Aim of the task ::
Look over the lines below. Report each one that includes the string "page".

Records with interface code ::
· · ·

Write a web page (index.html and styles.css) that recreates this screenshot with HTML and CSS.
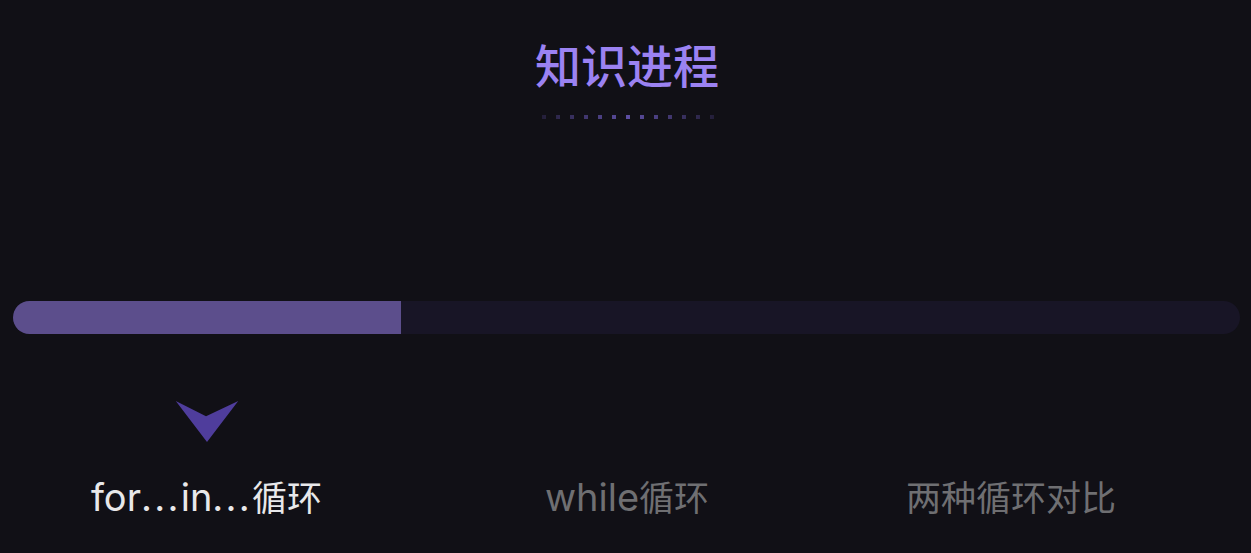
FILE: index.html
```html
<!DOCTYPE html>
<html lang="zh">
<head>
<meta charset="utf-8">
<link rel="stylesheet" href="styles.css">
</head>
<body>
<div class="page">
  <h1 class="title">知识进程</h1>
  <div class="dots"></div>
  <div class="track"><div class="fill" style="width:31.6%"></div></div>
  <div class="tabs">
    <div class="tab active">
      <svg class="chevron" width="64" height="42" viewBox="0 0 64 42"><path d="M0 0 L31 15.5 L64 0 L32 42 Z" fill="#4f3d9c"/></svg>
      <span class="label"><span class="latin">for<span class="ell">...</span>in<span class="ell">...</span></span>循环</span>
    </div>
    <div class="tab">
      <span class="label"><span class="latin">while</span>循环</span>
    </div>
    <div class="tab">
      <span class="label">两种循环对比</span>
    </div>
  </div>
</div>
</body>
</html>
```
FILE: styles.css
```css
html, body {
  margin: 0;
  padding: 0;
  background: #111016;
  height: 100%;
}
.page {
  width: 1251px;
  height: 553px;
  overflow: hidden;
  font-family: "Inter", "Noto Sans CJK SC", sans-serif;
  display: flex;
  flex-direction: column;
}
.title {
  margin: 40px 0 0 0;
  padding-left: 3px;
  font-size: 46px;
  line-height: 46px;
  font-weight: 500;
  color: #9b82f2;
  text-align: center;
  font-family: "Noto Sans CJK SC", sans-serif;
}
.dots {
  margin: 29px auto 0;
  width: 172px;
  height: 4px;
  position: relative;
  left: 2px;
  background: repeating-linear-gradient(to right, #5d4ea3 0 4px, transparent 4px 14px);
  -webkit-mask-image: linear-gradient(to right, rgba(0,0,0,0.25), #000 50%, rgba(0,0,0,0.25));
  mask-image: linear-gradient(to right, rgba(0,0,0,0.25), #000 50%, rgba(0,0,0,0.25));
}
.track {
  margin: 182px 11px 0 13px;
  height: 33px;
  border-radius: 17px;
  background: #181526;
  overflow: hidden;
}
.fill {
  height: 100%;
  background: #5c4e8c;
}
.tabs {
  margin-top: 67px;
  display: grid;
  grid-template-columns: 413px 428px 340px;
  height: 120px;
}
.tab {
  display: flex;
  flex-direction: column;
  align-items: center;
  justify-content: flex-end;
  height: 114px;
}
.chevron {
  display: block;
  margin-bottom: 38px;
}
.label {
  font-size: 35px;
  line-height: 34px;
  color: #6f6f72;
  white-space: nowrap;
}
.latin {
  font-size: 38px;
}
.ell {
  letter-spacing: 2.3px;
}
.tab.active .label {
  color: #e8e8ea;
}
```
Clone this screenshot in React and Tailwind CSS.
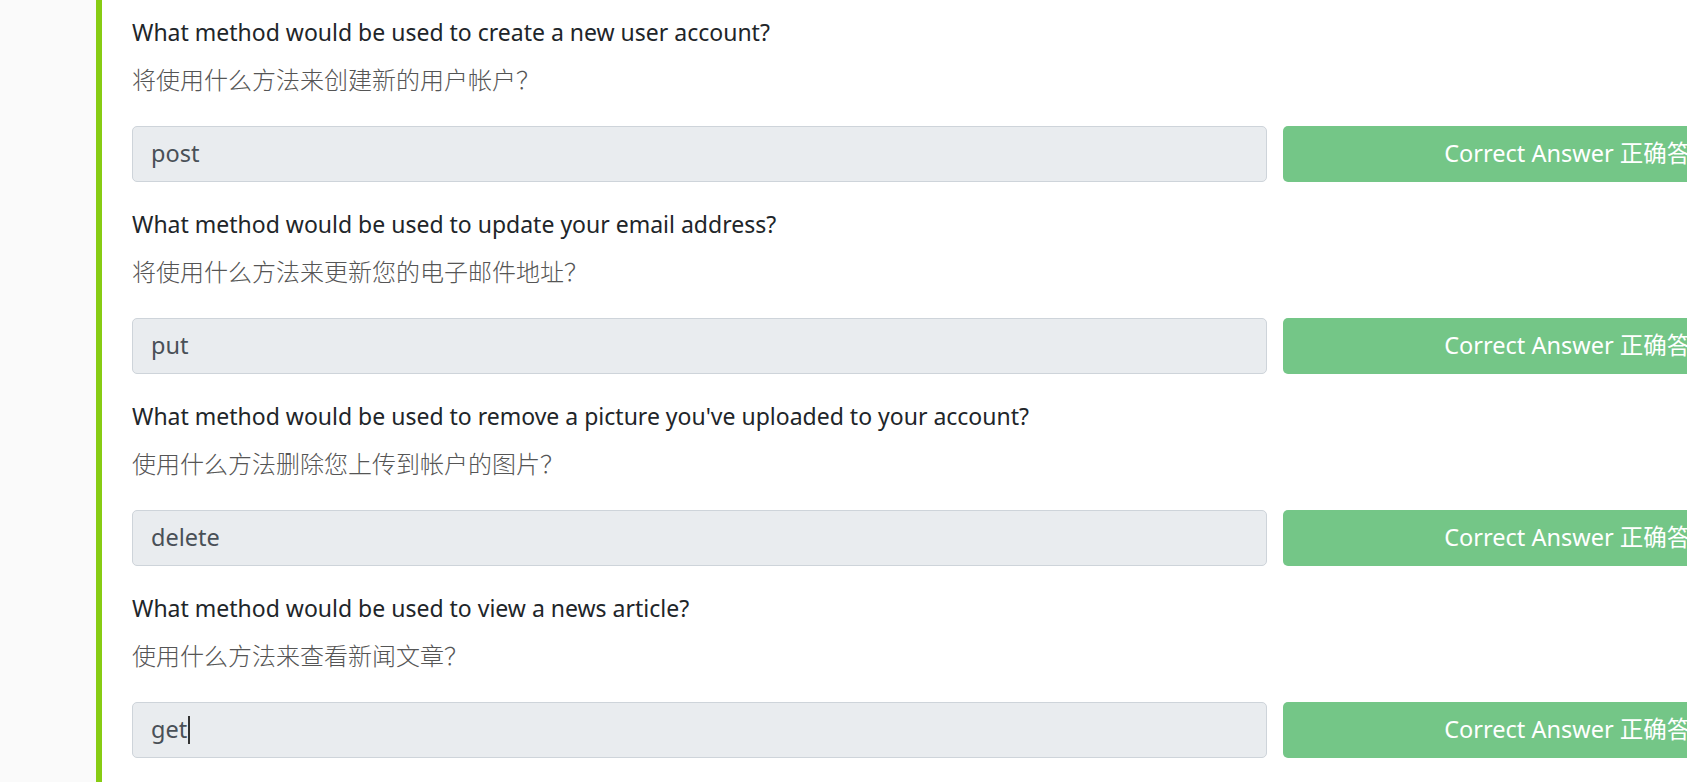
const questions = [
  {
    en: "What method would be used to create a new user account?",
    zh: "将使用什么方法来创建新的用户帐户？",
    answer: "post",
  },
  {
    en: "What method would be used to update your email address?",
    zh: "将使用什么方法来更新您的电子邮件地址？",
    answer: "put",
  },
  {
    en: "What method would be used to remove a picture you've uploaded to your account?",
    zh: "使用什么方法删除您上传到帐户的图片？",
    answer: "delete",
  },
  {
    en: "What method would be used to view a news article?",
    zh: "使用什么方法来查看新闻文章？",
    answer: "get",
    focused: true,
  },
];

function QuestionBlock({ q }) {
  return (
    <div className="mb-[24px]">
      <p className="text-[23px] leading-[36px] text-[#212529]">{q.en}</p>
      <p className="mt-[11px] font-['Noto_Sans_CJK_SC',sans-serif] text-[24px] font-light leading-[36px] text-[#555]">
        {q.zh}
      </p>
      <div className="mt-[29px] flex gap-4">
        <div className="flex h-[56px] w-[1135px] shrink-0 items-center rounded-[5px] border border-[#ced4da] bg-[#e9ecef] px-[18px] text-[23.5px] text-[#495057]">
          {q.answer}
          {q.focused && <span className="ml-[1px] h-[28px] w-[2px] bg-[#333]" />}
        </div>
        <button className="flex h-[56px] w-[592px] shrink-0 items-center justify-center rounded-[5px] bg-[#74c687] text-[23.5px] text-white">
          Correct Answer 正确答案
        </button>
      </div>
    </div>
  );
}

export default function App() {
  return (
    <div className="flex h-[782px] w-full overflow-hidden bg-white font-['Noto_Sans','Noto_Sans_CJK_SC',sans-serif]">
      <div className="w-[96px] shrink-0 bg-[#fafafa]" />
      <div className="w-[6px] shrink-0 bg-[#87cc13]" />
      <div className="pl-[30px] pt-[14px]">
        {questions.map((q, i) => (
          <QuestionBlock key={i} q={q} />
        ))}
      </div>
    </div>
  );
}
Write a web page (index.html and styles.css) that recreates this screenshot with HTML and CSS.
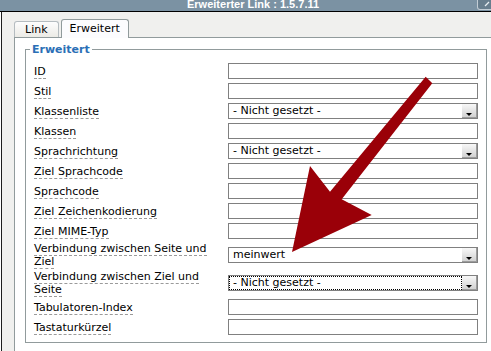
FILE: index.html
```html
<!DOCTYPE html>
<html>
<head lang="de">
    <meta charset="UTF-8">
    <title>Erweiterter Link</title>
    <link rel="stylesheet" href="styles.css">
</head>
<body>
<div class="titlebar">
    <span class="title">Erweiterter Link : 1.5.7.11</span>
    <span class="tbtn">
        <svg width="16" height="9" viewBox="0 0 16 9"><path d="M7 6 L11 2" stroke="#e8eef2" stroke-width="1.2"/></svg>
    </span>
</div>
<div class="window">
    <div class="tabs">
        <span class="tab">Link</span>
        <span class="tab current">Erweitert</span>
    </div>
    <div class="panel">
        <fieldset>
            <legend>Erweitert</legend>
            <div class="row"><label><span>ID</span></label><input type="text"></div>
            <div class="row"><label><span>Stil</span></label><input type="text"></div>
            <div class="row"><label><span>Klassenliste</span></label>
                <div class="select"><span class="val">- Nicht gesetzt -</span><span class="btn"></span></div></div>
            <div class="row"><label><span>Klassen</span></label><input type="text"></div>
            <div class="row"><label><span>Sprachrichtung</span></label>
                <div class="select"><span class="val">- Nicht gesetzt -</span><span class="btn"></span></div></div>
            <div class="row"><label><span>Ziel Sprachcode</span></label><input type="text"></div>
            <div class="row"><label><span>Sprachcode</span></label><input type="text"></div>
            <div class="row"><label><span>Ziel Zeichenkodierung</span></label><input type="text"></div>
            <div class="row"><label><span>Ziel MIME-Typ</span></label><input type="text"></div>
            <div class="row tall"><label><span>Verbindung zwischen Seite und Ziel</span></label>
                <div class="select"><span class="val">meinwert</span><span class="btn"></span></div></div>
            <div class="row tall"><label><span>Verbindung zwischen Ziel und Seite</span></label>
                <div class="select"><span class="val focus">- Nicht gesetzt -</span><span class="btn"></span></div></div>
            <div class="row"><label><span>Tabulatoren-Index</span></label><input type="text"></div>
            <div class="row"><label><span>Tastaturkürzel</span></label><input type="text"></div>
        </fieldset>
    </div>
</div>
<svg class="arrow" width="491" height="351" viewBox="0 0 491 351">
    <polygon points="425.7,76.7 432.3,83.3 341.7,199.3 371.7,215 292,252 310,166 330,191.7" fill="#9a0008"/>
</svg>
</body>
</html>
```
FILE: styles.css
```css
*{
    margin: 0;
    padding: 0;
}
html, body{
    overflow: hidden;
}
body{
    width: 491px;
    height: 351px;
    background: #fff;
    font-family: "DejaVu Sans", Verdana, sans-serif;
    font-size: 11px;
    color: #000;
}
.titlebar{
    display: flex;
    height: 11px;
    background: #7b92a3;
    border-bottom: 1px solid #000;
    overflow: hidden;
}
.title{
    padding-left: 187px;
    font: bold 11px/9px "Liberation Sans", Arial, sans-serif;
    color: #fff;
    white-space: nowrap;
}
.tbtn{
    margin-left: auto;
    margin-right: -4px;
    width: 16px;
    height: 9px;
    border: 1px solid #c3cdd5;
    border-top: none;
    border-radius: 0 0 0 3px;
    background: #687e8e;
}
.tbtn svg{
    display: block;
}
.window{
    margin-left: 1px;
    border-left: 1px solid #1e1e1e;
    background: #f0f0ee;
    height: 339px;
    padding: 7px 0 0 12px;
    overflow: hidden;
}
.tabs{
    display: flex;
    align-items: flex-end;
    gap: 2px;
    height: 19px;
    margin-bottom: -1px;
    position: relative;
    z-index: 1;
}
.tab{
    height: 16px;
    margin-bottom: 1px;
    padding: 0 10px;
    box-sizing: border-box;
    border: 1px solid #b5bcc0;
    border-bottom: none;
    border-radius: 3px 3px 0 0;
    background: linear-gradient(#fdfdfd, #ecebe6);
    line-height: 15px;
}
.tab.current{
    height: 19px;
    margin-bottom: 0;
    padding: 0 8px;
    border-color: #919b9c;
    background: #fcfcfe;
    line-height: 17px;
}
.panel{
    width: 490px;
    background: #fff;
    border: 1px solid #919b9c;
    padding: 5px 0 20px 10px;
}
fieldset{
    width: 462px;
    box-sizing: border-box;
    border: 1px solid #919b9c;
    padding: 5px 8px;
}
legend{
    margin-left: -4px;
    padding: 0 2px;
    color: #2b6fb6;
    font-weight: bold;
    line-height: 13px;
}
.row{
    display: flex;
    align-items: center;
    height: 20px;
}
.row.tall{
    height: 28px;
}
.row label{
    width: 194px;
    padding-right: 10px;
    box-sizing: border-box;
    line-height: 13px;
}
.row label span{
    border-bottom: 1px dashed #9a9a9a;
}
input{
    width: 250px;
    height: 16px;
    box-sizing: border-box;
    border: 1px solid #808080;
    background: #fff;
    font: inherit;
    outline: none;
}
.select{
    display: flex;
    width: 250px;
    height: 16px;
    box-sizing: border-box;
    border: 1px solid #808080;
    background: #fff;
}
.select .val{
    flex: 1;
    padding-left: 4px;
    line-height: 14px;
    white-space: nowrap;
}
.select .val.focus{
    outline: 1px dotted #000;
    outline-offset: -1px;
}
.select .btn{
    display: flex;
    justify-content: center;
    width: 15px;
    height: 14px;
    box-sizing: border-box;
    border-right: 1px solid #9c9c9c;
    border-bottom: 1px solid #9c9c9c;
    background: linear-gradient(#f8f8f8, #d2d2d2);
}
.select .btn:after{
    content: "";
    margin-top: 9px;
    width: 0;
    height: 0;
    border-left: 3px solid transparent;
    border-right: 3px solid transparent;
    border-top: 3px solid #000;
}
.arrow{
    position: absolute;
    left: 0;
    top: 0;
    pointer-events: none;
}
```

· · ·

Result of the exercise ::
Write a web page (index.html and styles.css) that recreates this screenshot with HTML and CSS.
<div class="page">
.page {
Write a web page (index.html and styles.css) that recreates this screenshot with HTML and CSS.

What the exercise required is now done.